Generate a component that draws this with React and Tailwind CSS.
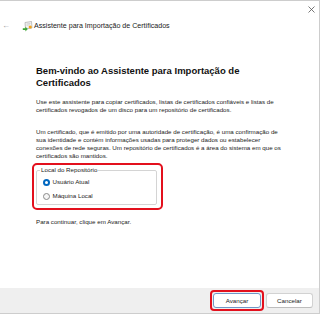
import React from "react";

function CertIcon() {
  return (
    <svg width="11" height="11" viewBox="0 0 11 11">
      <path d="M3 1.5 L9.5 0.5 L10 7 L3.5 8 Z" fill="#f4f4f4" stroke="#9a9a9a" strokeWidth="0.6" />
      <path d="M4.5 3 L8.5 2.4 M4.6 4.3 L8 3.8" stroke="#b5b5b5" strokeWidth="0.5" />
      <circle cx="8.2" cy="6" r="1.6" fill="#f2a31b" />
      <path d="M0.8 7.2 L3.4 7.2 L3.4 5.8 L5.8 8.1 L3.4 10.4 L3.4 9 L0.8 9 Z" fill="#3fa535" />
    </svg>
  );
}

function Radio({ checked, label }) {
  return (
    <div className="h-[14px] flex items-center pl-[6px] gap-[2.5px]">
      {checked ? (
        <span className="w-[7px] h-[7px] rounded-full bg-[#0067c0] flex items-center justify-center">
          <span className="w-[3px] h-[3px] rounded-full bg-white" />
        </span>
      ) : (
        <span className="w-[7px] h-[7px] rounded-full border border-[#8a8a8a] bg-[#f6f6f6]" />
      )}
      <span>{label}</span>
    </div>
  );
}

export default function App() {
  return (
    <div
      className="w-[320px] h-[314px] bg-white border-t border-r border-b border-[#cdcdcd] flex flex-col text-[#1b1b1b]"
      style={{ fontFamily: "'Liberation Sans', Arial, sans-serif" }}
    >
      <div className="h-[16px] flex justify-end items-center pr-[4px]">
        <svg width="7" height="7" viewBox="0 0 7 7">
          <path d="M0.5 0.5 L6.5 6.5 M6.5 0.5 L0.5 6.5" stroke="#555" strokeWidth="0.8" />
        </svg>
      </div>

      <div className="h-[18px] flex items-center text-[7px]">
        <span className="ml-[2px] w-[8px] text-[#9a9a9a] text-[8px] leading-none">←</span>
        <span className="ml-[12px]">
          <CertIcon />
        </span>
        <span className="ml-[1px] text-[#222] text-[7.1px]">Assistente para Importação de Certificados</span>
      </div>

      <div className="pl-[36px] mt-[30px]">
        <h1 className="text-[9.5px] leading-[12px] font-bold text-[#111]">
          Bem-vindo ao Assistente para Importação de
          <br />
          Certificados
        </h1>

        <p className="mt-[9px] text-[6.2px] leading-[8px]">
          Use este assistente para copiar certificados, listas de certificados confiáveis e listas de
          <br />
          certificados revogados de um disco para um repositório de certificados.
        </p>

        <p className="mt-[14px] text-[6.2px] leading-[8px]">
          Um certificado, que é emitido por uma autoridade de certificação, é uma confirmação de
          <br />
          sua identidade e contém informações usadas para proteger dados ou estabelecer
          <br />
          conexões de rede seguras. Um repositório de certificados é a área do sistema em que os
          <br />
          certificados são mantidos.
        </p>
      </div>

      <div className="ml-[32px] mt-[3px] w-[131px] border-2 border-[#e3101d] rounded-[5px] pt-[1px] pl-[2px] pr-[4px] pb-[3px]">
        <fieldset className="border border-[#d4d4d4] rounded-[2px] text-[6.2px] leading-[8px] pb-[1px]">
          <legend className="ml-[3px] px-[1px]">Local do Repositório</legend>
          <div className="mt-[1px]">
            <Radio checked label="Usuário Atual" />
            <Radio label="Máquina Local" />
          </div>
        </fieldset>
      </div>

      <p className="ml-[36px] mt-[8px] text-[6.2px] leading-[8px]">Para continuar, clique em Avançar.</p>

      <div className="flex-1" />

      <div className="h-[25px] bg-[#efefef] flex items-center justify-end pr-[6px] gap-[2px] text-[6.2px]">
        <div className="border-2 border-[#e3101d] rounded-[4px] p-[1px]">
          <button className="w-[48px] h-[15px] bg-white border border-[#6f98c8] rounded-[3px] flex items-center justify-center">
            Avançar
          </button>
        </div>
        <button className="w-[47px] h-[15px] bg-white border border-[#d2d2d2] border-b-[#bdbdbd] rounded-[3px] flex items-center justify-center">
          Cancelar
        </button>
      </div>
    </div>
  );
}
# # #
AIM: Only a number is wanted: how many lines above include "React"?

EXPECTED ANSWER: 2